SON zamanlarda âdet oldu; çoğu yandaş ya da havuz gazeteleri olarak tanımlanan gazetelerde birinci sayfalarda fotomontajla desteklenen manşetler göze çarpmaya başladı.
Bunun temelindeki gözü kara militanlığı, ölümüne savaş mantalitesini bir kenara bırakırsak bu durum aslında Türkiye’nin üzücü durumu hakkında önemli ipuçları içeriyor.
Son yıllarda bir çılgınlık sarmalı içindeyiz. Toplumun her kesimi bir diğeri hakkında hayali, toptan yalan olan söylemler tutturuyor.

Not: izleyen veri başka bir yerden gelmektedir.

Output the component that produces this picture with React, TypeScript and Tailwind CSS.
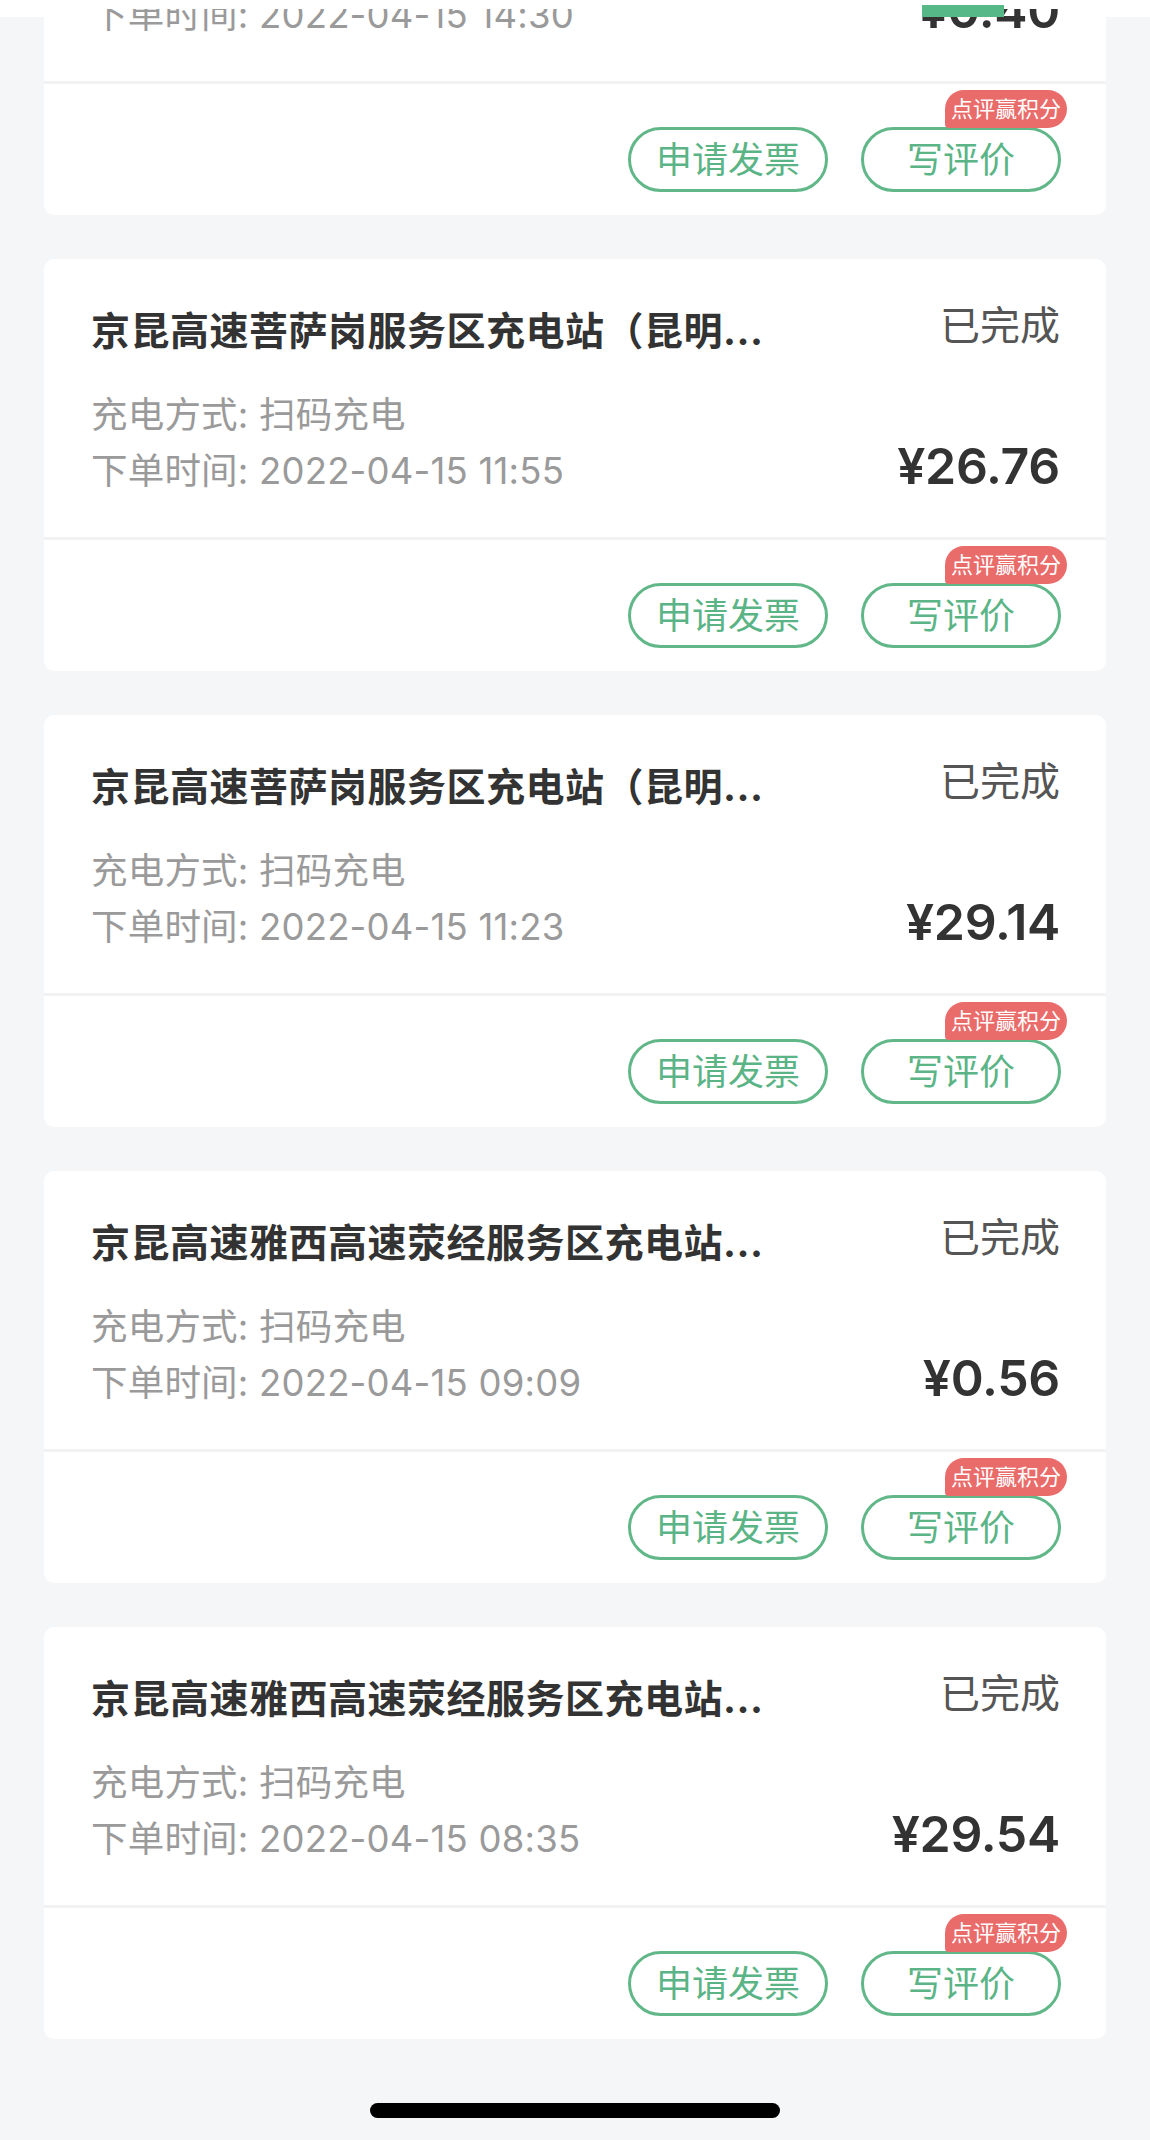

Gündelik yaşamla bağlantılı olmayan, gerçekle alakası bulunmayan söylemler bunlar ve hepsi de gerçekmiş gibi en sorumlu olması gereken ağızlar tarafından anlatılıyor.
Ağızdan çıkar çıkmaz yalan olduğu bilinen türde söylemler bunlar, ancak buna rağmen ne yazık ki bir yönetme ve yönetimi sorgulama üslubu haline dönüştü.
Bunlar o kadar arttı ki neyin gerçek, neyin yalan olduğu karışır oldu. Türkiye gerçeküstü bir distopia haline dönüştü.